Certainly the realization of such a vision is a great desideratum; because the theatre is a sort of universal Church of Humanity, where good and evil are shown in their true colors without formalism or cant. Its influence—unlike that of sectarian enclosures—is to draw all its attendants together in common sympathies towards the good and fair, and in common antipathies for the foul and cruel. Men are more open and generous in their pleasures than in their pains. Places of public amusement are the first to vibrate to the notes of public joy or grief, defeat or triumph. Telegrams announcing victories or calamities are read from the stage. Theatres are sure to be decked on great festival or pageant days, the popular pulse beating strongest there.

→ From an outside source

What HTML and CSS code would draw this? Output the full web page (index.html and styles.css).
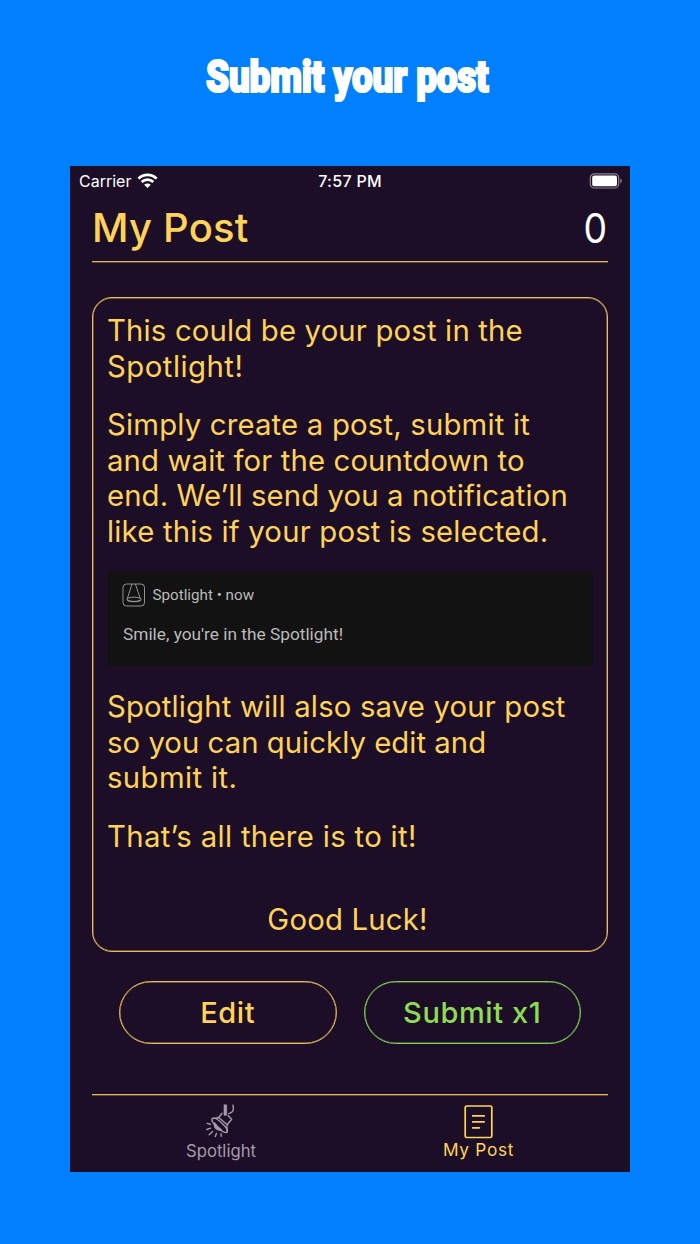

The taste for dramatic representations is native and ineradicable in man. It is a fixed passion with man to love to see the passions of men exhibited in plot and action, and to watch the mutual workings of characters on one another through their different manners of behavior. Just now, it is true, the great, complex, terribly exciting and exacting drama of real life, revealed to us in the newspaper and the novel and the telegraph, so fastens and drains our sympathies that we lack the ideal freedom and restful leisure to enjoy the stage drama so eagerly as it was enjoyed at an earlier and simpler time. But this will not always be so;—
Forrest looked for a revival, at no remote date, in America and Europe, of the ancient Greek pride and joy in athletic exercises and the development of nude strength and beauty. The reflex influence from such a revival, he imagined, would flood the stage with a new lustre, making it a resplendent and exalted centre for the inspiring exposure to the public of the perfected models of every form of human excellence. Then the gymnasium, the circus, the race-course, dance, music, song, and the intellectual emulations of the academy may all be grouped around the theatre and find their dazzling climax in the scenic drama, made religious once more as it was in the palmiest day of Greece.